EXERCISE AIM:
Write out the material exactly, without any of its pictures.

SOURCE MATERIAL:
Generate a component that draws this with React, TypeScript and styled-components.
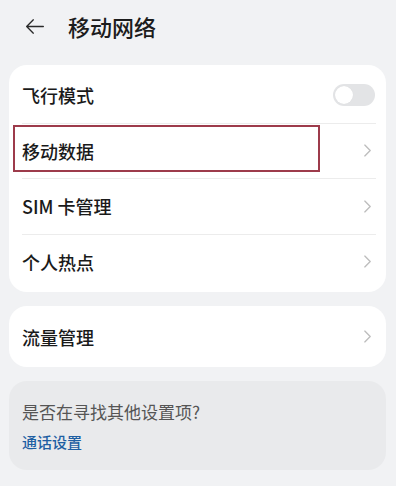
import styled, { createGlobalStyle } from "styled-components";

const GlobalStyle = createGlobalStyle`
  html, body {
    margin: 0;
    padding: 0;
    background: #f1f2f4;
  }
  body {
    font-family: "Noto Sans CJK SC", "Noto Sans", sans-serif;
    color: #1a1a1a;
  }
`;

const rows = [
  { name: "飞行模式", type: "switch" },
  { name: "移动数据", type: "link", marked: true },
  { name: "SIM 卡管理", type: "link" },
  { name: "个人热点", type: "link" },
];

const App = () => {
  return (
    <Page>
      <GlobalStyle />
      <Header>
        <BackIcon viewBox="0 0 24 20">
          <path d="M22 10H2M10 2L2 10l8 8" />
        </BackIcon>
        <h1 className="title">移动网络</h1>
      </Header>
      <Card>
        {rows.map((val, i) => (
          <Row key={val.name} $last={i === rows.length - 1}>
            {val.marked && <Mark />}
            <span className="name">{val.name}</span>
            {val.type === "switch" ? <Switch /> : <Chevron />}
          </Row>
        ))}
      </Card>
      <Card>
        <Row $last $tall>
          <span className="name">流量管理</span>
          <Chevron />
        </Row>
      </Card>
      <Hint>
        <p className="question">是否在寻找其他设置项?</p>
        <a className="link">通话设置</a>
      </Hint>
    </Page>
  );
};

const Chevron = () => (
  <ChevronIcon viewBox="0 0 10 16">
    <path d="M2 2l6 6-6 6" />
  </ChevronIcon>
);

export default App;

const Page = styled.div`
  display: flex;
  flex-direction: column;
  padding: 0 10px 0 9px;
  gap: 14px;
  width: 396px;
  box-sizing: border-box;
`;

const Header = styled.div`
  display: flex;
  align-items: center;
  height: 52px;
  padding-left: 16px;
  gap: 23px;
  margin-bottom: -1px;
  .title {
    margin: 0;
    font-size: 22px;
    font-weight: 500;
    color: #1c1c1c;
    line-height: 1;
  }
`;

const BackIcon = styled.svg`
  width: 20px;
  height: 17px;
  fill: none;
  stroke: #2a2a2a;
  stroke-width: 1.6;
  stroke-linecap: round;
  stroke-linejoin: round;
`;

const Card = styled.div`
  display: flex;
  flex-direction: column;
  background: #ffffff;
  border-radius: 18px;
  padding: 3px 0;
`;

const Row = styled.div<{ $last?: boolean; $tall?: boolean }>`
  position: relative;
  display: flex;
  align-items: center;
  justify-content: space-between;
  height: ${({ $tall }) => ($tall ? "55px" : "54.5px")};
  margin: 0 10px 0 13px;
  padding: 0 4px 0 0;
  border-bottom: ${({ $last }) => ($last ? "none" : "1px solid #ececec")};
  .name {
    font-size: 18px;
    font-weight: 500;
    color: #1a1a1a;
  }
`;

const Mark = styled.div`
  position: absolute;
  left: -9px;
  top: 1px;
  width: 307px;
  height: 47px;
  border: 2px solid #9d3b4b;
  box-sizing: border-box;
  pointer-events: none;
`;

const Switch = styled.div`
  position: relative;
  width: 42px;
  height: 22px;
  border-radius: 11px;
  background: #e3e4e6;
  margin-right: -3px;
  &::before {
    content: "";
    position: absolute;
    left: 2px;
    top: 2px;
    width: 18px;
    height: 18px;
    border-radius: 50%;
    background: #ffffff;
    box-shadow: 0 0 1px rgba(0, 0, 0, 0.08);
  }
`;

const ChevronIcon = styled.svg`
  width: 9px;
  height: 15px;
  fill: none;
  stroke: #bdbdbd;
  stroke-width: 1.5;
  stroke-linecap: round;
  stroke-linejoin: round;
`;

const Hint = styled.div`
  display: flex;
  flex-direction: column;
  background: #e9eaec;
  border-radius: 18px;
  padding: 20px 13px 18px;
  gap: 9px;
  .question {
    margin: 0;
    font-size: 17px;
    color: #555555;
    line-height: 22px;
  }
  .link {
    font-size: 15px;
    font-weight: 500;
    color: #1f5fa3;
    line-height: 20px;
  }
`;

ANSWER TO THE EXERCISE:
Generate a component that draws this with React, TypeScript and styled-components.
import styled, { createGlobalStyle } from "styled-components";

const GlobalStyle = createGlobalStyle`
  html, body {
    margin: 0;
    padding: 0;
    background: #f1f2f4;
  }
  body {
    font-family: "Noto Sans CJK SC", "Noto Sans", sans-serif;
    color: #1a1a1a;
  }
`;

const rows = [
  { name: "飞行模式", type: "switch" },
  { name: "移动数据", type: "link", marked: true },
  { name: "SIM 卡管理", type: "link" },
  { name: "个人热点", type: "link" },
];

const App = () => {
  return (
    <Page>
      <GlobalStyle />
      <Header>
        <BackIcon viewBox="0 0 24 20">
          <path d="M22 10H2M10 2L2 10l8 8" />
        </BackIcon>
        <h1 className="title">移动网络</h1>
      </Header>
      <Card>
        {rows.map((val, i) => (
          <Row key={val.name} $last={i === rows.length - 1}>
            {val.marked && <Mark />}
            <span className="name">{val.name}</span>
            {val.type === "switch" ? <Switch /> : <Chevron />}
          </Row>
        ))}
      </Card>
      <Card>
        <Row $last $tall>
          <span className="name">流量管理</span>
          <Chevron />
        </Row>
      </Card>
      <Hint>
        <p className="question">是否在寻找其他设置项?</p>
        <a className="link">通话设置</a>
      </Hint>
    </Page>
  );
};

const Chevron = () => (
  <ChevronIcon viewBox="0 0 10 16">
    <path d="M2 2l6 6-6 6" />
  </ChevronIcon>
);

export default App;

const Page = styled.div`
  display: flex;
  flex-direction: column;
  padding: 0 10px 0 9px;
  gap: 14px;
  width: 396px;
  box-sizing: border-box;
`;

const Header = styled.div`
  display: flex;
  align-items: center;
  height: 52px;
  padding-left: 16px;
  gap: 23px;
  margin-bottom: -1px;
  .title {
    margin: 0;
    font-size: 22px;
    font-weight: 500;
    color: #1c1c1c;
    line-height: 1;
  }
`;

const BackIcon = styled.svg`
  width: 20px;
  height: 17px;
  fill: none;
  stroke: #2a2a2a;
  stroke-width: 1.6;
  stroke-linecap: round;
  stroke-linejoin: round;
`;

const Card = styled.div`
  display: flex;
  flex-direction: column;
  background: #ffffff;
  border-radius: 18px;
  padding: 3px 0;
`;

const Row = styled.div<{ $last?: boolean; $tall?: boolean }>`
  position: relative;
  display: flex;
  align-items: center;
  justify-content: space-between;
  height: ${({ $tall }) => ($tall ? "55px" : "54.5px")};
  margin: 0 10px 0 13px;
  padding: 0 4px 0 0;
  border-bottom: ${({ $last }) => ($last ? "none" : "1px solid #ececec")};
  .name {
    font-size: 18px;
    font-weight: 500;
    color: #1a1a1a;
  }
`;

const Mark = styled.div`
  position: absolute;
  left: -9px;
  top: 1px;
  width: 307px;
  height: 47px;
  border: 2px solid #9d3b4b;
  box-sizing: border-box;
  pointer-events: none;
`;

const Switch = styled.div`
  position: relative;
  width: 42px;
  height: 22px;
  border-radius: 11px;
  background: #e3e4e6;
  margin-right: -3px;
  &::before {
    content: "";
    position: absolute;
    left: 2px;
    top: 2px;
    width: 18px;
    height: 18px;
    border-radius: 50%;
    background: #ffffff;
    box-shadow: 0 0 1px rgba(0, 0, 0, 0.08);
  }
`;

const ChevronIcon = styled.svg`
  width: 9px;
  height: 15px;
  fill: none;
  stroke: #bdbdbd;
  stroke-width: 1.5;
  stroke-linecap: round;
  stroke-linejoin: round;
`;

const Hint = styled.div`
  display: flex;
  flex-direction: column;
  background: #e9eaec;
  border-radius: 18px;
  padding: 20px 13px 18px;
  gap: 9px;
  .question {
    margin: 0;
    font-size: 17px;
    color: #555555;
    line-height: 22px;
  }
  .link {
    font-size: 15px;
    font-weight: 500;
    color: #1f5fa3;
    line-height: 20px;
  }
`;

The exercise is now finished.